One more Big Sur painting as I prepare to paint the central California coast for San Luis Obispo Plein Air next month. It was fun in this painting to abstract the distance obscured by fog. Let’s hope it’s not foggy when I’m there (although, hey, I’m getting lots of practice). I’m headed to The Sierras tomorrow, where the temperature is scheduled to range between 85-95! I plan to test out water color a bit more, to prepare for my trip to Sydney in November. Cheers!
The California coast delivers weather that varies from bright sunshine to fog–all in the same spot, the same hour! This foggy day version of Big Sur is the other side–the foggy side–of my last sun-lit coastal painting.
As I start to prepare for the San Luis Obispo Plein Air show in October, I’ve been referring back to photos from my recent plein air painting trip to paint studio work. What struck me about this scene was the strong contrast between the sea and sun-lit land, much as represented in by Sorolla in his incredible works of the Spanish coast (like this one). It’s a meeting of two worlds, which is what interests me so much about seascapes.
This was pretty difficult to photograph, by the way. The water is deeper and more varied with subtle greens. It’s seems it’s difficult for the camera to pick up both those details and the subtle land colors at the same time.
In these two studies (painting at Asilomar, just north of Carmel) I was focusing on the use of dark transparent colors to represent the ocean. click on the paintings to see the detail. Notice how the use of transparent Ultramarine Blue gives it a nice watercolor-like glow. Even though it’s a dark color, it reflects the white board underneath, so it gives it the feeling of both being dark and light at the same time. To create the reflection of light on water, I wiped away more of the paint to show the white ground, rather than paint a second color on top. BTW, pure Ultramarine is too intense to represent the Pacific, so I deaden the color, generally with a Cad Red, or sometimes with Gamblin’s Chromatic Black–a great transparent Black that will reduce the chroma of any color.
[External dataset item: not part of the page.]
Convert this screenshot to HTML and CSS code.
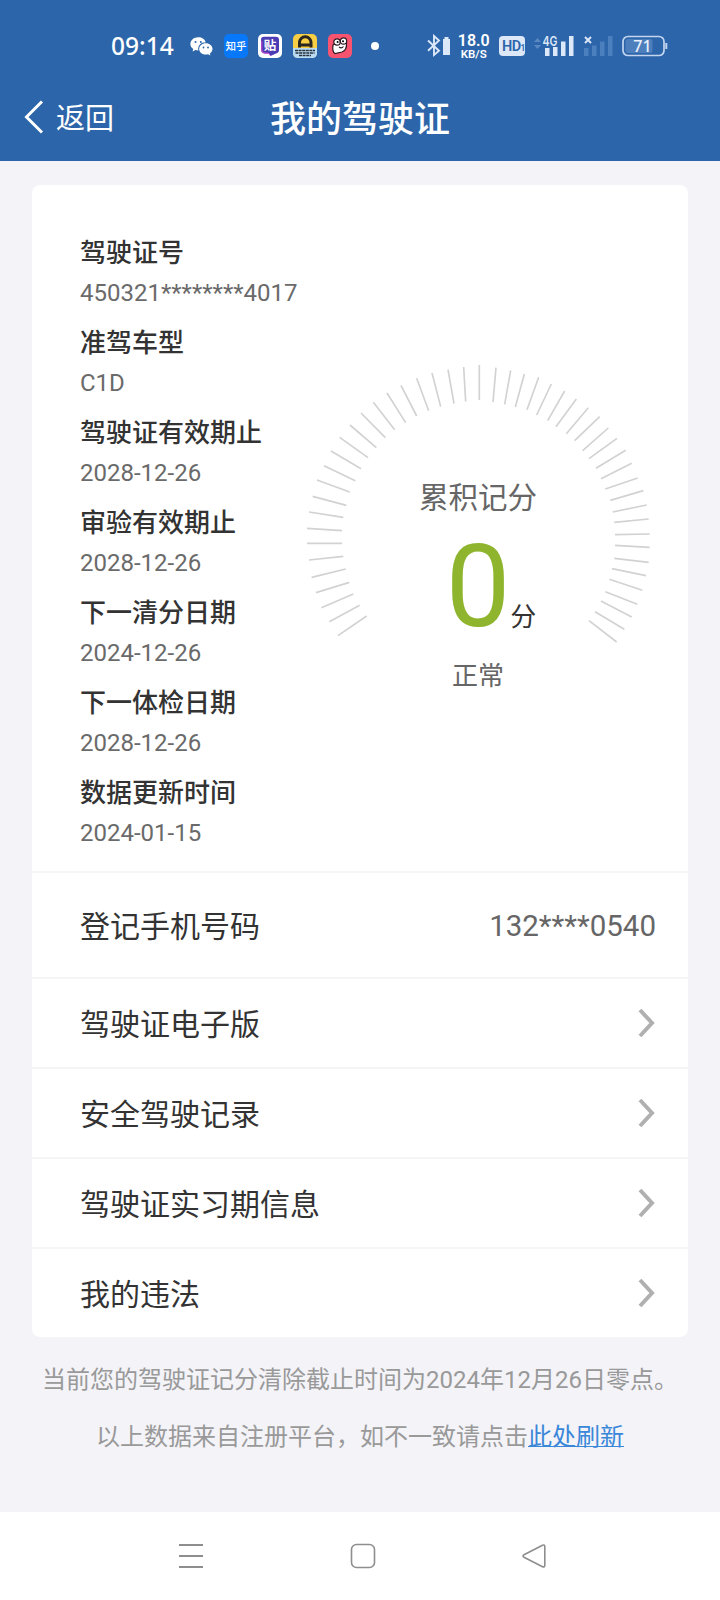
FILE: index.html
```html
<!DOCTYPE html>
<html lang="zh-CN">
<head>
<meta charset="utf-8">
<title>我的驾驶证</title>
<link rel="stylesheet" href="styles.css">
</head>
<body>
<div class="screen">
  <header class="header">
    <div class="status">
      <span class="clock">09:14</span>
      <div class="status-apps">
        <svg class="icon-wechat" width="23" height="19" viewBox="0 0 23 19">
          <path fill="#fff" d="M8.200.3C3.800.3.4 3.200.4 6.900c0 2.100 1.100 3.900 2.900 5.100L2.500 14.500l3-1.500c.9.300 1.900.4 2.900.4C7.400 8.700 11 5.300 15.800 5.300 15 2.300 12 .3 8.200.3z"/>
          <path fill="#fff" d="M22.500 11.900c0-3.100-3-5.600-6.700-5.600s-6.600 2.500-6.600 5.600 3 5.600 6.600 5.600c.8 0 1.500-.1 2.200-.3l2.400 1.300-.6-2.100c1.600-1 2.700-2.600 2.700-4.500z"/>
          <g fill="#2c65a9"><circle cx="5.500" cy="5" r="1"/><circle cx="10.800" cy="5" r="1"/><circle cx="13.500" cy="10.500" r=".9"/><circle cx="18" cy="10.500" r=".9"/></g>
        </svg>
        <svg width="24" height="24" viewBox="0 0 24 24">
          <rect width="24" height="24" rx="5" fill="#0878fa"/>
          <text class="svg-cjk svg-cjk-medium" x="12" y="15.800" font-size="10.500" text-anchor="middle" fill="#fff">知乎</text>
        </svg>
        <svg width="24" height="24" viewBox="0 0 24 24">
          <rect width="24" height="24" rx="5" fill="#fff"/>
          <path d="M6 2.800h12q3 0 3 3v10q0 3.200-3 3.700L12.500 22l-2-2.500H7q-4 0-4-3.700V6q0-3.200 3-3.200z" fill="#4b3db4"/>
          <path d="M3.800 7v9q0 3.200 3.200 3.200h3.500l2 2.400" fill="none" stroke="#d84bd0" stroke-width="1"/>
          <text class="svg-cjk" x="12" y="15.700" font-size="12.500" text-anchor="middle" fill="#fff">贴</text>
        </svg>
        <svg width="24" height="24" viewBox="0 0 24 24">
          <rect width="24" height="24" rx="5" fill="#f8ce45"/>
          <path d="M0 14h24v5q0 5-5 5H5q-5 0-5-5z" fill="#b9dcf4"/>
          <path d="M6.500 13.500V8.500a5.700 5.700 0 0 1 11.500 0v5" fill="none" stroke="#29271f" stroke-width="3"/>
          <path d="M7 9.500h10.500v3H7z" fill="#29271f"/>
          <path d="M2 16.500h20M2.500 19h19M6 21.500h12" stroke="#29313b" stroke-width="1.700" stroke-dasharray="3 .6"/>
        </svg>
        <svg width="24" height="24" viewBox="0 0 24 24">
          <rect width="24" height="24" rx="5" fill="#f9546f"/>
          <path d="M5 11Q4 18 7 19.500l7-1.500q5-2 4.500-8.500L12 8z" fill="#fff" stroke="#2e1720" stroke-width="1.200"/>
          <circle cx="9" cy="8" r="3.200" fill="#fff" stroke="#2e1720" stroke-width="1.200"/>
          <circle cx="15.500" cy="7" r="3.200" fill="#fff" stroke="#2e1720" stroke-width="1.200"/>
          <circle cx="9.600" cy="8" r="1"/><circle cx="15" cy="7.200" r="1"/>
          <path d="M11 13q2.500 2 4.500-.5" fill="none" stroke="#2e1720" stroke-width="1.100"/>
        </svg>
      </div>
      <i class="status-dot"></i>
      <svg class="icon-bt" width="24" height="24" viewBox="0 0 24 24">
        <path d="M1 6.500l11 10.300-5 4.200V2l5 4.500L1 16.800" fill="none" stroke="#dce7f8" stroke-width="1.900"/>
        <path d="M17.500 3h4v2h1.500v16h-7V5h1.500z" fill="#dce7f8"/>
      </svg>
      <div class="speed"><b>18.0</b><span>KB/S</span></div>
      <svg class="icon-hd" width="26" height="20" viewBox="0 0 26 20">
        <rect width="26" height="20" rx="4" fill="#dce7f8"/>
        <text class="svg-hd" x="3" y="15.200" font-size="14.500" fill="#2c65a9">HD<tspan font-size="8.500">1</tspan></text>
      </svg>
      <svg class="icon-4g" width="42" height="24" viewBox="0 0 42 24">
        <path d="M1 8l3.500-4L8 8zM1 11l3.500 4L8 11z" fill="#5b89c3"/>
        <path d="M12 14h4.500v8H12zM20 13h4.500v9H20zM28 7.500h4.500V22H28zM36 2h4.500v20H36z" fill="#dce7f8"/>
        <text class="svg-latin" x="9.500" y="11.500" font-size="13.500" textLength="15" lengthAdjust="spacingAndGlyphs" fill="#dce7f8">4G</text>
      </svg>
      <svg class="icon-nosim" width="30" height="24" viewBox="0 0 30 24">
        <path d="M1 3l6 6M7 3l-6 6" stroke="#dce7f8" stroke-width="1.900"/>
        <path d="M0 14h4.500v8H0zM8 11.500h4.500V22H8zM16 7.500h4.500V22H16zM24 2h4.500v20H24z" fill="#4c7fbe"/>
      </svg>
      <svg class="icon-battery" width="46" height="22" viewBox="0 0 46 22">
        <rect x="1" y="1.500" width="41" height="19" rx="5" fill="none" stroke="#c4d6ef" stroke-width="1.700"/>
        <rect x="3.500" y="4" width="27" height="14" rx="2.500" fill="#4e7fbd"/>
        <path d="M44.300 8v6" stroke="#c4d6ef" stroke-width="2"/>
        <text class="svg-battery" x="20.500" y="16.500" font-size="16" text-anchor="middle" fill="#e6effb">71</text>
      </svg>
    </div>
    <nav class="navbar">
      <a class="back">
        <svg width="20" height="34" viewBox="0 0 20 34"><path d="M18 1.500L2.500 17 18 32.500" fill="none" stroke="#fff" stroke-width="3"/></svg>
        <span>返回</span>
      </a>
      <h1 class="title">我的驾驶证</h1>
    </nav>
  </header>

  <main class="content">
    <section class="card">
      <div class="summary">
        <dl class="info">
          <dt>驾驶证号</dt><dd>450321********4017</dd>
          <dt>准驾车型</dt><dd>C1D</dd>
          <dt>驾驶证有效期止</dt><dd>2028-12-26</dd>
          <dt>审验有效期止</dt><dd>2028-12-26</dd>
          <dt>下一清分日期</dt><dd>2024-12-26</dd>
          <dt>下一体检日期</dt><dd>2028-12-26</dd>
          <dt>数据更新时间</dt><dd>2024-01-15</dd>
        </dl>
        <div class="gauge">
          <svg class="gauge-ticks" width="344" height="279" viewBox="51 42 1032 837">
            <path fill="none" stroke="#d2d2d2" stroke-width="5" d="M568 45V150M521 51L527 154M474 59L492 161M426 69L452 170M380 85L416 182M333 106L380 198M291 129L347 218M250 157L314 239M213 189L286 263M180 225L259 293M149 262L234 323M123 303L213 356M102 347L196 392M81 390L179 426M68 439L169 466M57 486L160 502M51 535L156 542M51 580H156M57 630L160 619M65 682L167 657M78 728L178 697M94 773L190 732M118 815L209 766M144 857L230 798M618 53L609 156M662 61L644 163M703 72L676 171M746 82L711 179M784 102L740 195M824 123L773 212M859 147L798 230M895 173L829 251M929 200L854 272M955 234L878 302M981 265L897 326M1007 301L918 355M1025 340L933 386M1043 384L946 417M1060 422L961 451M1070 465L968 486M1076 507L973 517M1079 552L975 554M1079 592L975 586M1076 637L973 625M1068 677L966 656M1057 721L958 688M1042 763L946 725M1025 801L933 753M1003 838L915 785M980 876L897 812"/>
          </svg>
          <div class="gauge-text">
            <div class="gauge-title">累积记分</div>
            <div class="gauge-score"><strong>0</strong><span>分</span></div>
            <div class="gauge-state">正常</div>
          </div>
        </div>
      </div>
      <div class="row row-phone"><span>登记手机号码</span><span class="phone">132****0540</span></div>
      <div class="row"><span>驾驶证电子版</span><svg class="chevron" viewBox="0 0 17 30"><path d="M2 2L14 15 2 28"/></svg></div>
      <div class="row"><span>安全驾驶记录</span><svg class="chevron" viewBox="0 0 17 30"><path d="M2 2L14 15 2 28"/></svg></div>
      <div class="row"><span>驾驶证实习期信息</span><svg class="chevron" viewBox="0 0 17 30"><path d="M2 2L14 15 2 28"/></svg></div>
      <div class="row"><span>我的违法</span><svg class="chevron" viewBox="0 0 17 30"><path d="M2 2L14 15 2 28"/></svg></div>
    </section>
    <p class="note">当前您的驾驶证记分清除截止时间为2024年12月26日零点。</p>
    <p class="note">以上数据来自注册平台，如不一致请点击<a class="link">此处刷新</a></p>
  </main>

  <footer class="sysbar">
    <svg width="26" height="26" viewBox="0 0 26 26"><path d="M1 2h24M1 13h24M1 24h24" stroke="#8e8e8e" stroke-width="2"/></svg>
    <svg width="26" height="26" viewBox="0 0 26 26"><rect x="1.500" y="1.500" width="23" height="23" rx="5" fill="none" stroke="#8e8e8e" stroke-width="1.600"/></svg>
    <svg width="26" height="26" viewBox="0 0 26 26"><path d="M21.500 2.200L3 11.800q-2 1.200 0 2.400L21.500 23.700q2.300.8 2.300-1.500V3.700q0-2.300-2.300-1.500z" fill="none" stroke="#8e8e8e" stroke-width="1.600"/></svg>
  </footer>
</div>
</body>
</html>
```
FILE: styles.css
```css
* { box-sizing: border-box; }

body {
  margin: 0;
  font-family: Roboto, "Noto Sans CJK SC", sans-serif;
  color: #333;
  background: #f3f3f8;
}

.screen {
  display: flex;
  flex-direction: column;
  width: 720px;
  height: 1600px;
  overflow: hidden;
}

.header {
  height: 161px;
  background: #2c65a9;
  color: #fff;
}

.status {
  display: flex;
  align-items: center;
  height: 76px;
  padding: 16px 0 0 111px;
}

.status svg { flex: none; }

.clock {
  width: 79px;
  font: 500 24.500px/30px "Noto Sans", sans-serif;
  white-space: nowrap;
}

.status-apps {
  display: flex;
  align-items: center;
  gap: 10.700px;
}

.status-dot {
  width: 8px;
  height: 8px;
  margin: 0 48px 0 19px;
  border-radius: 50%;
  background: #fff;
}

.speed {
  display: flex;
  flex-direction: column;
  align-items: center;
  width: 34px;
  margin: 1px 8px 0 6px;
  font: 600 11.500px/12px Roboto, sans-serif;
}

.speed b {
  font-size: 16px;
  font-weight: 600;
  line-height: 14px;
}

.icon-4g { margin-left: 8px; }
.icon-nosim { margin-left: 9px; }
.icon-battery { margin-left: 8px; }

.svg-cjk { font-family: "Noto Sans CJK SC", sans-serif; font-weight: 700; }
.svg-cjk-medium { font-weight: 500; }
.svg-latin { font-family: Inter, sans-serif; font-weight: 600; }
.svg-hd { font-family: Roboto, sans-serif; font-weight: 600; letter-spacing: -.6px; }
.svg-battery { font-family: "Noto Sans", sans-serif; font-weight: 500; }

.navbar {
  display: grid;
  grid-template-columns: 1fr auto 1fr;
  align-items: center;
  height: 85px;
}

.back {
  display: flex;
  align-items: center;
  gap: 12px;
  padding: 0 0 3px 24px;
  font-size: 29px;
}

.back span { margin-top: -3px; }

.title {
  margin: 2px 0 0;
  font-size: 36px;
  font-weight: 500;
  line-height: 50px;
}

.content {
  flex: 1;
  padding: 24px 32px 0;
}

.card {
  height: 1152px;
  margin-bottom: 23px;
  border-radius: 8px;
  background: #fff;
}

.summary {
  display: flex;
  height: 686px;
  padding: 48px 0 0 48px;
}

.info {
  flex: none;
  width: 227px;
  margin: 0;
}

.info dt {
  font-size: 26px;
  font-weight: 500;
  line-height: 40px;
}

.info dd {
  margin: 0 0 10px;
  color: #6a6a6a;
  font-size: 24px;
  line-height: 40px;
}

.gauge {
  display: grid;
  width: 344px;
  height: 350px;
  margin-top: 131px;
}

.gauge-ticks,
.gauge-text { grid-area: 1 / 1; }

.gauge-text {
  display: flex;
  flex-direction: column;
  align-items: center;
  padding: 114px 2px 0 0;
  color: #666;
}

.gauge-title {
  font-size: 29.500px;
  line-height: 40px;
}

.gauge-score {
  display: flex;
  align-items: baseline;
  height: 138px;
  margin-left: 26px;
  color: #333;
  font-size: 26px;
  line-height: 138px;
}

.gauge-score strong {
  color: #8fb52e;
  font-size: 115px;
  font-weight: 400;
}

.gauge-state {
  font-size: 26px;
  line-height: 40px;
}

.row {
  display: flex;
  align-items: center;
  justify-content: space-between;
  height: 90px;
  padding: 0 32px 0 48px;
  border-top: 2px solid #f5f5f7;
  font-size: 30px;
}

.row > span:first-child { margin-top: -2px; }

.row-phone { height: 106px; }

.phone {
  padding-top: 1px;
  color: #666;
  font-size: 29.500px;
}

.chevron {
  width: 17px;
  height: 30px;
  margin-right: 1px;
  fill: none;
  stroke: #b0b0b0;
  stroke-width: 4;
}

.note {
  margin: 0 0 17px;
  color: #999;
  font-size: 24px;
  line-height: 40px;
  text-align: center;
  white-space: nowrap;
}

.link {
  color: #3a87d8;
  text-decoration: underline;
  text-decoration-thickness: 1px;
}

.sysbar {
  display: flex;
  justify-content: space-between;
  height: 88px;
  padding: 31px 173px 0 178px;
  background: #fff;
}
```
Davenport, CA (just north of Santa Cruz) has some really dramatic bluffs that make great subjects for a painting. The light/shadow colors of the bluffs are interesting because they are light colored, and so reflect light from many different sources, including the sea, land, other rocks nearby, etc. It’s a fun subject to paint, and a somewhat common theme in my work (eg, 1, 2, 3, and 4). As always, comments welcome. Enjoy!